Renewables are more than half new EU capacity

According to the European Commission's Joint Research Centre, 62% (17GW) of new electricity generation capacity installed in the EU27 in 2009 came from renewables, of which 60% (10.2 GW) was provided by wind.

In absolute terms, renewables produced 19.9% (608 TWh) of Europe's total 3042 TWh) electricity consumption last year. Hydro power contributed the largest share (11.6%), followed by wind (4.2%), biomass (3.5%), and solar (0.4%).

With regards to the new capacity, 37.1% was wind power, 21% photovoltaics, 2.1% biomass, 1.4% hydro and 0.4% concentrated solar power, whereas the rest was made up of gas fired power stations (24%), coal fired power stations (8.7%), oil (2.1%), waste incineration (1.6%) and nuclear (1.6%).

Not all installed technologies operate continuously 24 hours a day, so the new gas-fired electricity plants which are expected to deliver 28 TWh per year are followed by wind and PV at 20 TWh and 5.6 TWh, respectively.

The report considers that if current growth rates are maintained, 2020 could see up to 1400 TWh of electricity generated from renewable sources, This would account for approximately 35-40% of overall electricity consumption in the EU, depending on the success of community policies on electricity efficiency, and would contribute significantly to the fulfilment of the 20% target for energy generation from renewables.

However, it also advises that some issues need to be resolved if the targets are to be met. Particular areas of focus include ensuring fair access to grids, substantial public R&D support, and the adaptation of current electricity systems to accommodate renewable electricity. The study highlights that cost reduction and accelerated implementation will depend on the production volume and not on time.

It should be noted that with more than 74 GW of total Wind installed capacity in 2009, it has already exceeded the 2010 white paper target of 40 GW by more than 80%. The European Wind Association's new target aims for 230 GW of installed capacity (40 GW offshore) by 2020, capable of providing about 20% of Europe's electricity demand.

If current growth of biomass continues, electricity output from this source could double from 2008 to 2010 (108 TWh to 200 TWh).

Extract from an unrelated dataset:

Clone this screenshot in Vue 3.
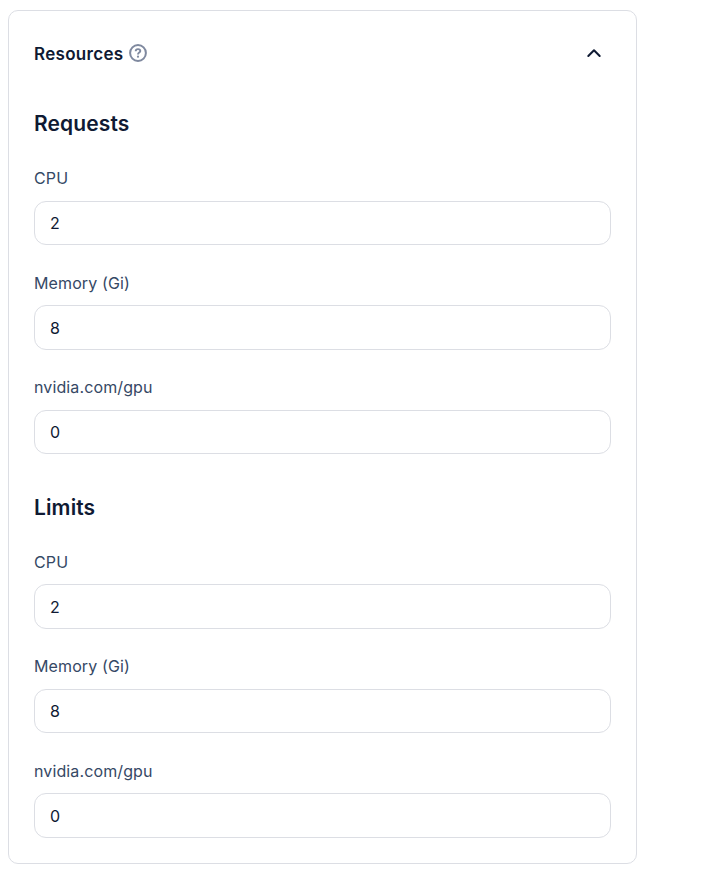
<script setup>
import { ref } from 'vue'

const expanded = ref(true)

const groups = ref([
  {
    id: 'requests',
    title: 'Requests',
    fields: [
      { id: 'cpu', label: 'CPU', value: '2' },
      { id: 'memory', label: 'Memory (Gi)', value: '8' },
      { id: 'gpu', label: 'nvidia.com/gpu', value: '0' }
    ]
  },
  {
    id: 'limits',
    title: 'Limits',
    fields: [
      { id: 'cpu', label: 'CPU', value: '2' },
      { id: 'memory', label: 'Memory (Gi)', value: '8' },
      { id: 'gpu', label: 'nvidia.com/gpu', value: '0' }
    ]
  }
])

const toggle = () => {
  expanded.value = !expanded.value
}
</script>

<template>
  <section class="card">
    <header class="card__header">
      <span class="card__title">Resources</span>
      <svg class="card__help" viewBox="0 0 18 18" fill="none">
        <circle cx="9" cy="9" r="7.9" stroke="currentColor" stroke-width="2" />
        <path d="M6.7 7.3C6.7 5.9 7.7 5.1 9 5.1s2.3.8 2.3 2c0 1.5-2.3 1.5-2.3 3.3"
              stroke="currentColor" stroke-width="1.9" />
        <circle cx="9" cy="12.7" r="1.1" fill="currentColor" />
      </svg>
      <button class="card__toggle" type="button" aria-label="Toggle" @click="toggle">
        <svg class="card__chevron" :class="{ 'card__chevron--closed': !expanded }" viewBox="0 0 16 10" fill="none">
          <path d="M2.3 8L8 2.2 13.7 8" stroke="currentColor" stroke-width="2" stroke-linecap="round" stroke-linejoin="round" />
        </svg>
      </button>
    </header>
    <div v-if="expanded" class="card__body">
      <div v-for="group in groups" :key="group.id" class="group">
        <h3 class="group__title">{{ group.title }}</h3>
        <div class="group__fields">
          <div v-for="field in group.fields" :key="field.id" class="field">
            <label class="field__label" :for="`${group.id}-${field.id}`">{{ field.label }}</label>
            <input :id="`${group.id}-${field.id}`" v-model="field.value" class="field__input" type="text">
          </div>
        </div>
      </div>
    </div>
  </section>
</template>

<style>
body {
  background: #fff;
}
</style>

<style scoped>
.card {
  box-sizing: border-box;
  width: 629px;
  height: 854px;
  margin: 10px 0 0 8px;
  padding: 25px;

  border: 1px solid #dcdee4;
  border-radius: 10px;

  font-family: Inter, "Liberation Sans", sans-serif;
  color: #0f1a33;
}

.card__header {
  display: flex;
  align-items: center;
  height: 34px;
}

.card__title {
  padding-top: 2px;
  font-size: 17px;
  font-weight: 600;
  line-height: 24px;
  letter-spacing: 0.3px;
}

.card__help {
  width: 18px;
  height: 18px;
  margin-left: 5.3px;
  color: #7f899f;
}

.card__toggle {
  display: flex;
  margin-left: auto;
  margin-right: 9px;
  padding: 0;
  border: none;
  background: none;
  color: inherit;
}

.card__chevron {
  width: 16px;
  height: 10px;
}

.card__chevron--closed {
  transform: rotate(180deg);
}

.card__body {
  display: flex;
  flex-direction: column;
  gap: 38.7px;
  padding-top: 39px;
}

.group__title {
  margin: 0 0 27.4px;
  font-size: 21px;
  font-weight: 600;
  line-height: 30px;
  letter-spacing: 0.12px;
}

.group__fields {
  display: flex;
  flex-direction: column;
  gap: 25.6px;
}

.field {
  display: flex;
  flex-direction: column;
  gap: 10.4px;
}

.field__label {
  font-size: 16px;
  line-height: 24px;
  letter-spacing: 0.12px;
  color: #354865;
}

.field__input {
  box-sizing: border-box;
  width: 100%;
  height: 44.4px;
  padding: 0.6px 15px 0;

  border: 1px solid #dcdee4;
  border-radius: 12px;
  outline: none;
  background: #fff;

  font-family: inherit;
  font-size: 16px;
  color: #0f1a33;
}
</style>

However, other energy uses such as heat and transport fuels compete for this particular resource, which could potentially hinder the development of bioelectricity. Being storable for use on demand increases its importance as a source of electricity.

Concentrated solar power installed capacity is still relatively small in Europe: 0.430 GW in May 2010, about 0.5% of the total, but is steadily increasing. An estimated 30 GW could be installed by 2020 if the European Solar Industry Initiative ESII is realised. Most CSP projects currently under construction are located in Spain.

Since 2003, the total installed photovoltaic capacity has doubled each year. In 2009 it reached 16 GW, which represents 2% of the overall capacity. The growth will continue, as of 2010, installations of up to 10 GW are expected. Solar photovoltaic has also exceeded the capacity predictions formulated by in the EU white paper on renewable sources of energy.

Technologies such as geothermal, tidal and wave power are still at the R&D stage, so they have not yet been included, but are likely to be introduced to the market within the next decade. As far as hydro generation is concerned, no major increase is expected, as most of the resources are already in use. However, pumped hydro will play an increasingly important role as in a storage capacity for the other renewable energy resources.